Xeriscape is a term that applies to low-maintenance landscapes requiring less water. These are water-efficient landscapes that can be designed according to local geographic and climatic conditions.  The use of native plants is not necessary but certainly worthy of consideration.  Oklahoma State University maintains a site ( that provides a listing of different xeriscape plants including trees, shrubs, groundcovers and grasses. Xeriscape is gaining in popularity as certain regions that increasingly experience drought conditions and communities face mandatory watering restrictions.

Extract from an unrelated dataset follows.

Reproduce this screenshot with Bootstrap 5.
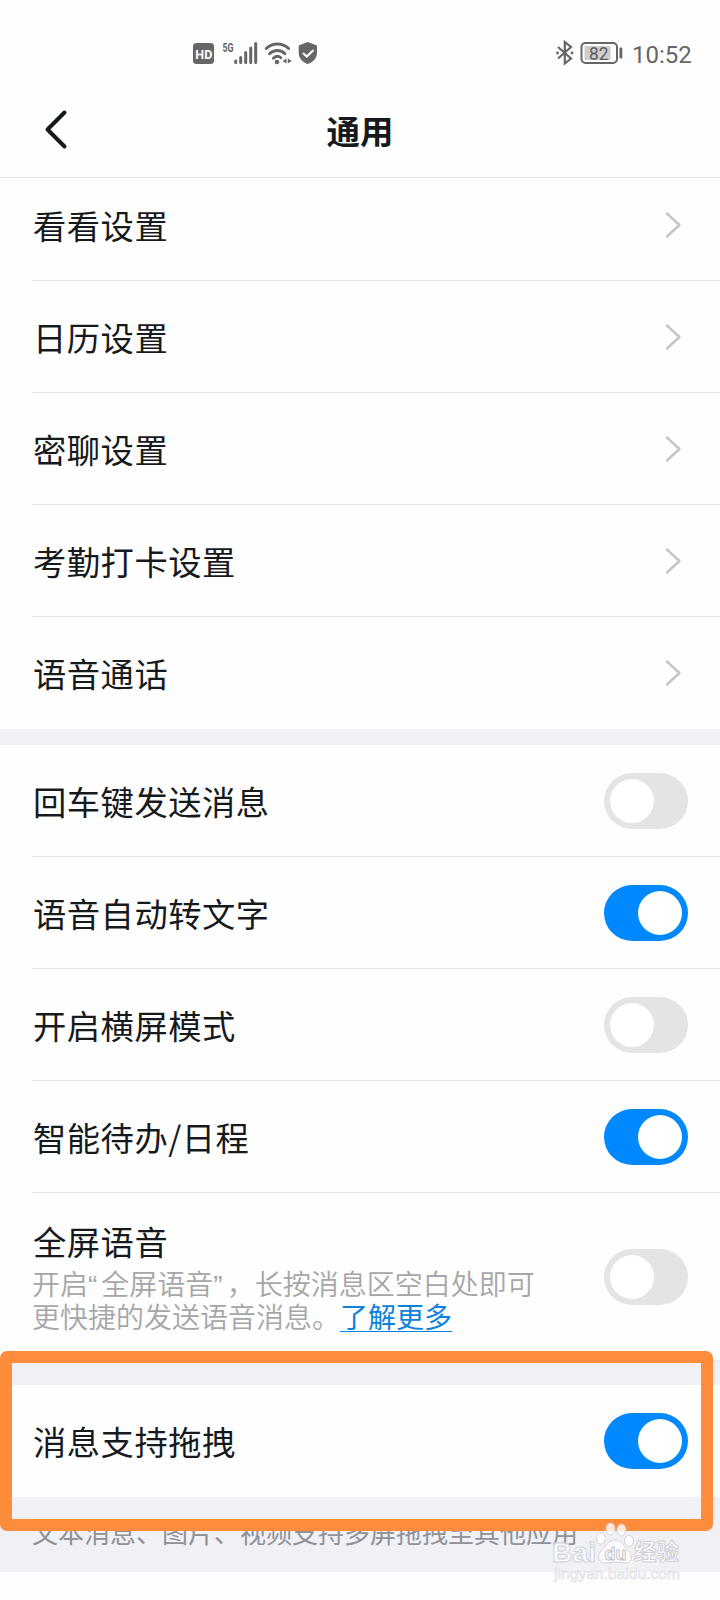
<!DOCTYPE html>
<html lang="zh-CN">
<head>
<meta charset="utf-8">
<meta name="viewport" content="width=device-width, initial-scale=1">
<title>通用</title>
<link href="https://cdn.jsdelivr.net/npm/bootstrap@5.3.0/dist/css/bootstrap.min.css" rel="stylesheet">
<style>
body{width:720px;height:1600px;overflow:hidden;background:#fefefe;color:#171a1d;font-family:"Noto Sans CJK SC",sans-serif}
svg{display:block;flex:none}
.status{height:82px;padding:22px 28px 0 193px;color:#666}
.clock{font:24px/28px Roboto,sans-serif;width:60px;margin-left:9px;padding-top:3px;white-space:nowrap}
.topbar{height:96px;border-bottom:1px solid #e3e4e6;padding-left:44px}
.page-title{font-size:33.5px;line-height:48px;font-weight:700;top:24px}
.setting{height:112px;padding-right:32px;border-bottom:1px solid #e6e7e9}
.settings{padding-left:32px}
.settings .setting:last-child{border-bottom-color:transparent}
.settings.first-group{height:551px;overflow:hidden}
.first-group .setting:first-child{height:103px;padding-bottom:9px}
.chevron{margin-right:6px}
.label-text{font-size:33.3px;letter-spacing:.5px;line-height:48px;padding:1px 0 0 1px}
.band{height:16px;background:#f1f0f5}
.band-top{height:25px;border-top:1px solid #e6e7e9}
.switch{width:84px;height:56px;border-radius:28px;background:#e2e4e6;padding:6px;flex:none}
.switch i{width:44px;height:44px;border-radius:50%;background:#fff;display:block}
.switch.on{background:#0089ff}
.switch.on i{margin-left:28px}
.setting.voice{height:167px;padding-top:2px}
.voice .label-text{line-height:44px;padding:0 0 0 1px;margin-bottom:6px}
.hint{font-family:"Liberation Sans","Noto Sans CJK SC",sans-serif;font-size:28px;line-height:33px;color:#a5a6a8;font-weight:350;white-space:nowrap}
.hint .quote-mark{letter-spacing:4px}
.hint a{color:#0d82dd;font-weight:400;text-decoration-thickness:1px;text-underline-offset:3px}
.foot{height:75px;background:#f1f0f5;padding:16px 32px 0;font-size:26px;line-height:38px;color:#8f9297;white-space:nowrap}
.highlight{left:0;top:1351px;width:713px;height:180px;border:12px solid #ff8c3a;border-radius:7px}
.wm{left:545px;top:1515px}
</style>
</head>
<body class="position-relative">
<header>
<div class="status d-flex align-items-start">
<svg width="126" height="30" viewBox="193 38 126 30" class="mt-3">
<rect x="193" y="43" width="21" height="21" rx="3.5" fill="#666"/>
<text x="195.300" y="59" font-family="Roboto" font-weight="700" font-size="13" fill="#fff" textLength="17" lengthAdjust="spacingAndGlyphs">HD</text>
<text x="222.500" y="51.800" font-family="Roboto" font-weight="700" font-size="12.500" fill="#666" textLength="11" lengthAdjust="spacingAndGlyphs">5G</text>
<g stroke="#666" stroke-width="3" stroke-linecap="round"><path d="M235.700 61v1.400M240.700 57.500v5M245.700 52.500v10M250.700 48v14.500M255.700 43.500v19"/></g>
<g fill="none" stroke="#666" stroke-width="2.800" stroke-linecap="round"><path d="M266.200 48.500c6.500-6 16-6 22.500 0M269.500 53.700c4.500-4.300 11.500-4.300 15.500 0M273.300 58.300c2.500-2.300 5.500-2.300 7.500-.5"/></g>
<circle cx="277" cy="62" r="2.300" fill="#666"/><path d="M286.500 58.500v5l-4-2.500zM287.800 58.500v5l4-2.500z" fill="#666"/>
<path d="M307.700 42l9.300 3.500v7.500c0 5-3.800 9-9.300 11-5.500-2-9-6-9-11v-7.500z" fill="#666"/><path d="M303 53l3.800 3.500 6.700-6.500" fill="none" stroke="#fff" stroke-width="2"/>
</svg>
<svg width="70" height="30" viewBox="554 38 70 30" class="ms-auto mt-3">
<path d="M559 47l13 11.500-6.200 5v-21.500l6.200 5-13 11.500" fill="none" stroke="#666" stroke-width="2.200"/><circle cx="558.500" cy="53" r="1.400" fill="#666"/><circle cx="573" cy="53" r="1.400" fill="#666"/>
<rect x="582.500" y="43" width="35.500" height="20" rx="4" fill="none" stroke="#666" stroke-width="2"/><rect x="585.500" y="46" width="26" height="14" fill="#ccc"/><rect x="620.500" y="47.500" width="2.800" height="11" rx="1" fill="#666"/>
<text x="590" y="59.500" font-family="Roboto" font-size="17.500" fill="#5c5c5c" textLength="19.500" lengthAdjust="spacingAndGlyphs">82</text>
</svg>
<div class="clock mt-3">10:52</div>
</div>
<div class="topbar position-relative d-flex align-items-center">
<svg width="24" height="42" viewBox="0 0 24 42"><path d="M20.500 3.500L3.500 20.500 20.500 37.500" fill="none" stroke="#171a1d" stroke-width="4" stroke-linecap="round" stroke-linejoin="round"/></svg>
<h1 class="page-title position-absolute start-0 end-0 text-center m-0">通用</h1>
</div>
</header>
<main>
<svg class="d-none"><symbol id="chev" viewBox="0 0 18 28"><path d="M3 2.500L15.500 14 3 25.500" fill="none" stroke="#c4c5c7" stroke-width="2.500" stroke-linecap="round" stroke-linejoin="round"/></symbol></svg>
<section class="settings first-group">
<div class="setting d-flex align-items-center justify-content-between"><span class="label-text">看看设置</span><svg width="18" height="28" class="chevron"><use href="#chev"/></svg></div>
<div class="setting d-flex align-items-center justify-content-between"><span class="label-text">日历设置</span><svg width="18" height="28" class="chevron"><use href="#chev"/></svg></div>
<div class="setting d-flex align-items-center justify-content-between"><span class="label-text">密聊设置</span><svg width="18" height="28" class="chevron"><use href="#chev"/></svg></div>
<div class="setting d-flex align-items-center justify-content-between"><span class="label-text">考勤打卡设置</span><svg width="18" height="28" class="chevron"><use href="#chev"/></svg></div>
<div class="setting d-flex align-items-center justify-content-between"><span class="label-text">语音通话</span><svg width="18" height="28" class="chevron"><use href="#chev"/></svg></div>
</section>
<div class="band"></div>
<section class="settings">
<div class="setting d-flex align-items-center justify-content-between"><span class="label-text">回车键发送消息</span><span class="switch"><i></i></span></div>
<div class="setting d-flex align-items-center justify-content-between"><span class="label-text">语音自动转文字</span><span class="switch on"><i></i></span></div>
<div class="setting d-flex align-items-center justify-content-between"><span class="label-text">开启横屏模式</span><span class="switch"><i></i></span></div>
<div class="setting d-flex align-items-center justify-content-between"><span class="label-text">智能待办/日程</span><span class="switch on"><i></i></span></div>
<div class="setting voice d-flex align-items-center justify-content-between"><div><div class="label-text">全屏语音</div><div class="hint">开启<span class="quote-mark">“</span>全屏语音<span class="quote-mark">”</span>，长按消息区空白处即可<br>更快捷的发送语音消息。<a href="#">了解更多</a></div></div><span class="switch"><i></i></span></div>
</section>
<div class="band band-top"></div>
<section class="settings">
<div class="setting d-flex align-items-center justify-content-between"><span class="label-text">消息支持拖拽</span><span class="switch on"><i></i></span></div>
</section>
<footer class="foot">文本消息、图片、视频支持多屏拖拽至其他应用</footer>
</main>
<div class="highlight position-absolute"></div>
<svg class="wm position-absolute" width="145" height="75" viewBox="545 1515 145 75">
<g fill="#fff" fill-opacity=".8" stroke="#cfcfd4" stroke-width=".9">
<ellipse cx="601" cy="1538.500" rx="4.300" ry="5.800"/><ellipse cx="610.500" cy="1529" rx="4.500" ry="6"/><ellipse cx="621.500" cy="1530" rx="4.500" ry="6"/><ellipse cx="629" cy="1541" rx="4.500" ry="5.800"/>
<path d="M615 1540c7 0 9 7 14 11 5 6 2 13-5 12-5-1-11-1-16 0-9 1-12-6-7-12 5-4 7-11 14-11z"/>
<text x="552" y="1561.500" font-family="Liberation Sans" font-weight="700" font-size="27" textLength="44" lengthAdjust="spacingAndGlyphs">Bai</text>
<text x="634" y="1560" font-family="Noto Sans CJK SC" font-weight="700" font-size="22.500">经验</text>
</g>
<text x="554" y="1579" font-family="Liberation Sans" font-size="15" fill="#fff" stroke="#dedee2" stroke-width=".7" textLength="126" lengthAdjust="spacingAndGlyphs">jingyan.baidu.com</text>
<text x="604.500" y="1559.500" font-family="Liberation Sans" font-weight="700" font-size="18" fill="#fff" stroke="#c4c4c9" stroke-width="1" textLength="22" lengthAdjust="spacingAndGlyphs">du</text>
</svg>
<script src="https://cdn.jsdelivr.net/npm/bootstrap@5.3.0/dist/js/bootstrap.bundle.min.js"></script>
</body>
</html>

Figure 3. Lake Hefner, January, 2013

The Path Forward

It is not too late to begin planning for a future more dependent than ever on water but having less fresh water than we have grown accustomed to having. Conservation of the water we have will need to play a larger role in meeting our future needs. To make this work, we need to change our current thinking about the value of our water resources and how we conserve and efficiently use those resources and make changes to our laws and management strategies to more effectively meet this challenge.